Pages as source code:
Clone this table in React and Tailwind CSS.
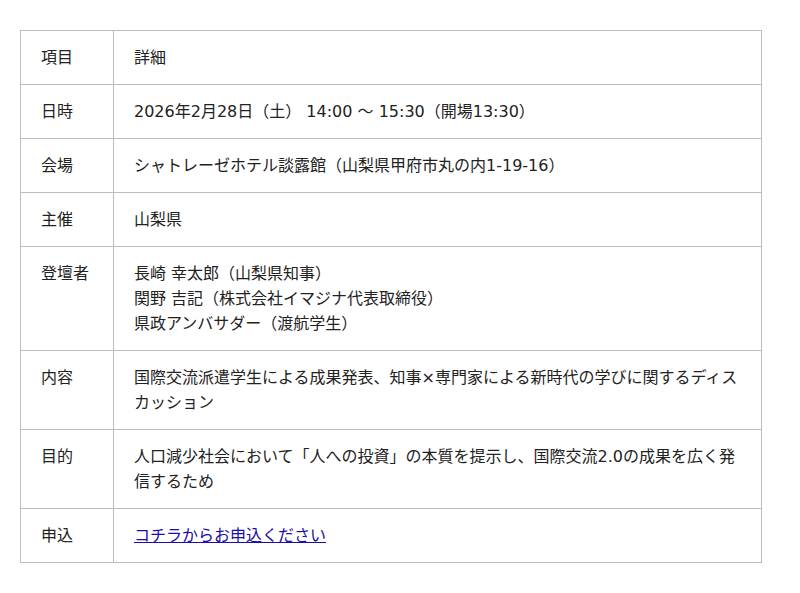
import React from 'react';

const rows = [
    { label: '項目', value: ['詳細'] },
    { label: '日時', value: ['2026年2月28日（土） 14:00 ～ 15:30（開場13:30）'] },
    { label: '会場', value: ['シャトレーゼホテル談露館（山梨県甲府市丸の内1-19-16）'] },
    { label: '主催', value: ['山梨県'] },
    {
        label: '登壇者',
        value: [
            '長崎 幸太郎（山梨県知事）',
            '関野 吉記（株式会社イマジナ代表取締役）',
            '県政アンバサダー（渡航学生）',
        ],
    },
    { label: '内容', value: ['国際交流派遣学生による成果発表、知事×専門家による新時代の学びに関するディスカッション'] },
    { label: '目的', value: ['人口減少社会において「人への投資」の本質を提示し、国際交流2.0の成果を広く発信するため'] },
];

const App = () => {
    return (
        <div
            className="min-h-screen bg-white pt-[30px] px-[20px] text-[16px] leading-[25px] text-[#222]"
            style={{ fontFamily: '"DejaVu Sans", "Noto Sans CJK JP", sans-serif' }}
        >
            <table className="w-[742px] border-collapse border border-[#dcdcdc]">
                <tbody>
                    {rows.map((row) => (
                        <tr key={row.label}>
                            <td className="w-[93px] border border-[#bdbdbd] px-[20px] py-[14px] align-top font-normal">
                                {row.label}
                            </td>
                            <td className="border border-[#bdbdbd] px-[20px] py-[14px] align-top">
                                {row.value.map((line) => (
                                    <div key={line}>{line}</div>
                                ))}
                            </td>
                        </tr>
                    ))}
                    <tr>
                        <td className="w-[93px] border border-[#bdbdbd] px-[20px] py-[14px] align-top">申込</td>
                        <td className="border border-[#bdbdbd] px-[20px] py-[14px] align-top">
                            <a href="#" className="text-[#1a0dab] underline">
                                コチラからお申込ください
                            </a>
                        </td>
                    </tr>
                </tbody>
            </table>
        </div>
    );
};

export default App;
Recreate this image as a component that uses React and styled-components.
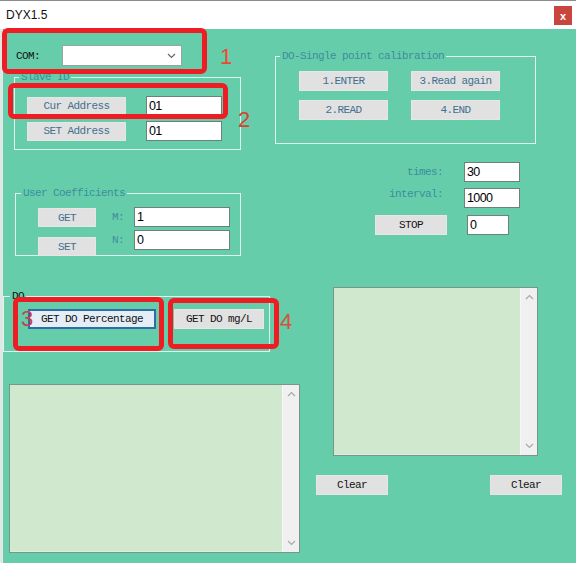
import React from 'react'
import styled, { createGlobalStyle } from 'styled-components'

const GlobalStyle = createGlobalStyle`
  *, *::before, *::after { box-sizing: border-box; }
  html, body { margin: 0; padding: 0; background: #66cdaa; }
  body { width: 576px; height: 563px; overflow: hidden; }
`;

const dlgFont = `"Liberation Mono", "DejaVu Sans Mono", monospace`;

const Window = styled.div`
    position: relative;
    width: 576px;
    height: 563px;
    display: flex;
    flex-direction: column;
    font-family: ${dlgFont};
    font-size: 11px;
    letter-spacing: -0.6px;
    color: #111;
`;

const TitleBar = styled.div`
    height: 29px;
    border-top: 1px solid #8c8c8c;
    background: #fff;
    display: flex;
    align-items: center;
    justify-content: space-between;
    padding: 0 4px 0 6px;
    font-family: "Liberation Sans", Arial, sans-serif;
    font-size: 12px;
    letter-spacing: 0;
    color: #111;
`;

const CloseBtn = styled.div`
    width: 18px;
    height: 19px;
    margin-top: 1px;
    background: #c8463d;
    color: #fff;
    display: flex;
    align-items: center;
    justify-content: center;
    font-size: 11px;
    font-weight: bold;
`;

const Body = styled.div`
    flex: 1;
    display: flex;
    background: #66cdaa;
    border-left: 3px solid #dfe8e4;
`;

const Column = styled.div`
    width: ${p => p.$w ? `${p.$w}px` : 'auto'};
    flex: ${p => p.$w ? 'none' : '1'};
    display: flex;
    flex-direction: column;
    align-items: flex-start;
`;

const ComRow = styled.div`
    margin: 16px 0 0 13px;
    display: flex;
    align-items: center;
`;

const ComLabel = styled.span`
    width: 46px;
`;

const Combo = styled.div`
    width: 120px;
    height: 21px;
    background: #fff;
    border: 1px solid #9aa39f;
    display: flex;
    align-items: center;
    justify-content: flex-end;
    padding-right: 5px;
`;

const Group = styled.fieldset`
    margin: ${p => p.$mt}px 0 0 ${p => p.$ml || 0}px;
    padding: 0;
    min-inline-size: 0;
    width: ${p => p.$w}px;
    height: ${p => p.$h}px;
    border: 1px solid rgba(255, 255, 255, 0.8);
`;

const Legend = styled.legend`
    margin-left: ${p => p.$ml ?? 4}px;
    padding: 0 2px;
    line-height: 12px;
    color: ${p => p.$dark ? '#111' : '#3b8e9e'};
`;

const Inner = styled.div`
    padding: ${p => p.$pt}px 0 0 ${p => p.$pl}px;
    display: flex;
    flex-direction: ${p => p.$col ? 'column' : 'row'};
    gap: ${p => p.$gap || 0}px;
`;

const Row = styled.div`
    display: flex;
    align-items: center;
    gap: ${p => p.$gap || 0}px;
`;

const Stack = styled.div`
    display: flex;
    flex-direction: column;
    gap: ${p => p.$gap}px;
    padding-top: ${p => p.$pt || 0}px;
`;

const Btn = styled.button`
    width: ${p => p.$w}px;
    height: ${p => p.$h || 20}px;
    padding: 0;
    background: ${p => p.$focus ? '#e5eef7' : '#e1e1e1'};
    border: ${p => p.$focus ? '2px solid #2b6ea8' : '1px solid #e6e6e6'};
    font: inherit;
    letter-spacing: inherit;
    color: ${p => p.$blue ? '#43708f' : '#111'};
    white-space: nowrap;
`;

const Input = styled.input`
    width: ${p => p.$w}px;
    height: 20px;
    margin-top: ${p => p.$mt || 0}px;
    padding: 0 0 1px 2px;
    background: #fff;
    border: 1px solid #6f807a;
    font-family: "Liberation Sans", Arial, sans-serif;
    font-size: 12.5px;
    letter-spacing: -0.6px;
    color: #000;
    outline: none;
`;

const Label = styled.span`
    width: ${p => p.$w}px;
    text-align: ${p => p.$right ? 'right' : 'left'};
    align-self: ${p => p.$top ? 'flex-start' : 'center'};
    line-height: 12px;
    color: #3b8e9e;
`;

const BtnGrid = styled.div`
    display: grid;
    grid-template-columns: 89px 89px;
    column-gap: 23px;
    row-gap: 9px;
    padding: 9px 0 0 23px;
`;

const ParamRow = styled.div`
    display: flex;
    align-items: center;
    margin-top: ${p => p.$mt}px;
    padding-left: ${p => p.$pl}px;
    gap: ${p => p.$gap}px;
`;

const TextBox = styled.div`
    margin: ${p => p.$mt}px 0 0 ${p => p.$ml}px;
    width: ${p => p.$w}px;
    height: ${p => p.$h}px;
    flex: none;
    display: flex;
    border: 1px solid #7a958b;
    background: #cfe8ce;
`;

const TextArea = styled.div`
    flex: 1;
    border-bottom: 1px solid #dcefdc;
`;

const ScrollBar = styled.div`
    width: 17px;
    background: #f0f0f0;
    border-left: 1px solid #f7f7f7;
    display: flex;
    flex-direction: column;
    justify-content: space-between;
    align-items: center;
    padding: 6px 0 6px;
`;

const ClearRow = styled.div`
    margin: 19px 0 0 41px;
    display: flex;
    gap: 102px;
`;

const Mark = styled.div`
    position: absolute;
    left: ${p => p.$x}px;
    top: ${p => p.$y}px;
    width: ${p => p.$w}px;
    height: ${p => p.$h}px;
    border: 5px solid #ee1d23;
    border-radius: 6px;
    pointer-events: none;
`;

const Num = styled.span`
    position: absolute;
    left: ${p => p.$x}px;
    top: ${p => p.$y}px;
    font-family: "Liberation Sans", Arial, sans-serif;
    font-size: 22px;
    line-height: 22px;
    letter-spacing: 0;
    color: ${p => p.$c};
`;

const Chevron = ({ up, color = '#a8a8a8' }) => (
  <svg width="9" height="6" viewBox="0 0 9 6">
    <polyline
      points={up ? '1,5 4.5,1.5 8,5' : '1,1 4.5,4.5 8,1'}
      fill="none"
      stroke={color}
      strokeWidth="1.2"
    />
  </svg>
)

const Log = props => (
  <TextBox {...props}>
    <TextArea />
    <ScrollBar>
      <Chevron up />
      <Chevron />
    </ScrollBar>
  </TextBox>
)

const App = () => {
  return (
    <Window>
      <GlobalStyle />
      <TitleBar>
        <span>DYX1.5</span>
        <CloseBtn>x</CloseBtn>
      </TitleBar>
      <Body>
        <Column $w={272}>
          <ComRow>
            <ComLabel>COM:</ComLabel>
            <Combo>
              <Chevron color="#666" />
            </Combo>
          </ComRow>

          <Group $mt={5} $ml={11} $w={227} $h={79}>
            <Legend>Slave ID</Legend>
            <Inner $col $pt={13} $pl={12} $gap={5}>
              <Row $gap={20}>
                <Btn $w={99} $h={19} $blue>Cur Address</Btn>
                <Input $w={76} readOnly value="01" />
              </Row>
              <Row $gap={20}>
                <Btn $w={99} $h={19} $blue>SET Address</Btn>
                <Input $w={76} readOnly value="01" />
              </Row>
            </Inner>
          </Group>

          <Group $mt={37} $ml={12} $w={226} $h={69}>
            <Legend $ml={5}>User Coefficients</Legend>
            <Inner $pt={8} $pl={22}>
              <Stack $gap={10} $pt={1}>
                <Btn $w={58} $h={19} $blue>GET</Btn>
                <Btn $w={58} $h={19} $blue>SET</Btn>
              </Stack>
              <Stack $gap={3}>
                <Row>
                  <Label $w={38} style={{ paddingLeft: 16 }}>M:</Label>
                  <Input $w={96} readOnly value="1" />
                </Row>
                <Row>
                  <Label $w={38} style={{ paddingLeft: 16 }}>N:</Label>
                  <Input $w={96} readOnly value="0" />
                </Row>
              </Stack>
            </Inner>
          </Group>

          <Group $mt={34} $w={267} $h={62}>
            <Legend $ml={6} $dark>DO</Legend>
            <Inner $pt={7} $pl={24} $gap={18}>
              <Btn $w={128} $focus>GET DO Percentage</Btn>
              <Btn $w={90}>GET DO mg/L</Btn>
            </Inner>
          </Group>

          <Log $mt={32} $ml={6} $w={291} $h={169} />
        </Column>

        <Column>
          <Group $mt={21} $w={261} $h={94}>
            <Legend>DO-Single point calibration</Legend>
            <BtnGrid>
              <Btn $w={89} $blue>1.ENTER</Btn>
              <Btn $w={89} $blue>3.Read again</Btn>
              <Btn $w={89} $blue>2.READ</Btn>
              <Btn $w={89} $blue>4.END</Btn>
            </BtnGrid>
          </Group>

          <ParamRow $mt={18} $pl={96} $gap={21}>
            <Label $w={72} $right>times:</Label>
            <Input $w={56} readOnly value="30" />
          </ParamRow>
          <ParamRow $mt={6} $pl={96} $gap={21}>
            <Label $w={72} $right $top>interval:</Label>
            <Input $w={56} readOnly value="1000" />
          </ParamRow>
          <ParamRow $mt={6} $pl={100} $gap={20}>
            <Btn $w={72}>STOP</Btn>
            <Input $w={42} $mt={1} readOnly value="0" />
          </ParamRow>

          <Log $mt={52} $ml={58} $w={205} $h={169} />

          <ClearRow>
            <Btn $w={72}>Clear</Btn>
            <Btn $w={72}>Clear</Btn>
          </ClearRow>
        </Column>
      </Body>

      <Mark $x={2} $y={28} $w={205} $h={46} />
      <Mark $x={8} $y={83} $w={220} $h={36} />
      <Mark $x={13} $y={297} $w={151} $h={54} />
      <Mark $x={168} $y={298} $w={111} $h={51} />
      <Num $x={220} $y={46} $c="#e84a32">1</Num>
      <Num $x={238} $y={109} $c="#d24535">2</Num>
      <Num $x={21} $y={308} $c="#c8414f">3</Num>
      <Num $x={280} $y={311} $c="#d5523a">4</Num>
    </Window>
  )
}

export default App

TASK PROMPT »
Return all lines containing "React".

FULL ANSWER »
Clone this table in React and Tailwind CSS.
import React from 'react';
Recreate this image as a component that uses React and styled-components.
import React from 'react'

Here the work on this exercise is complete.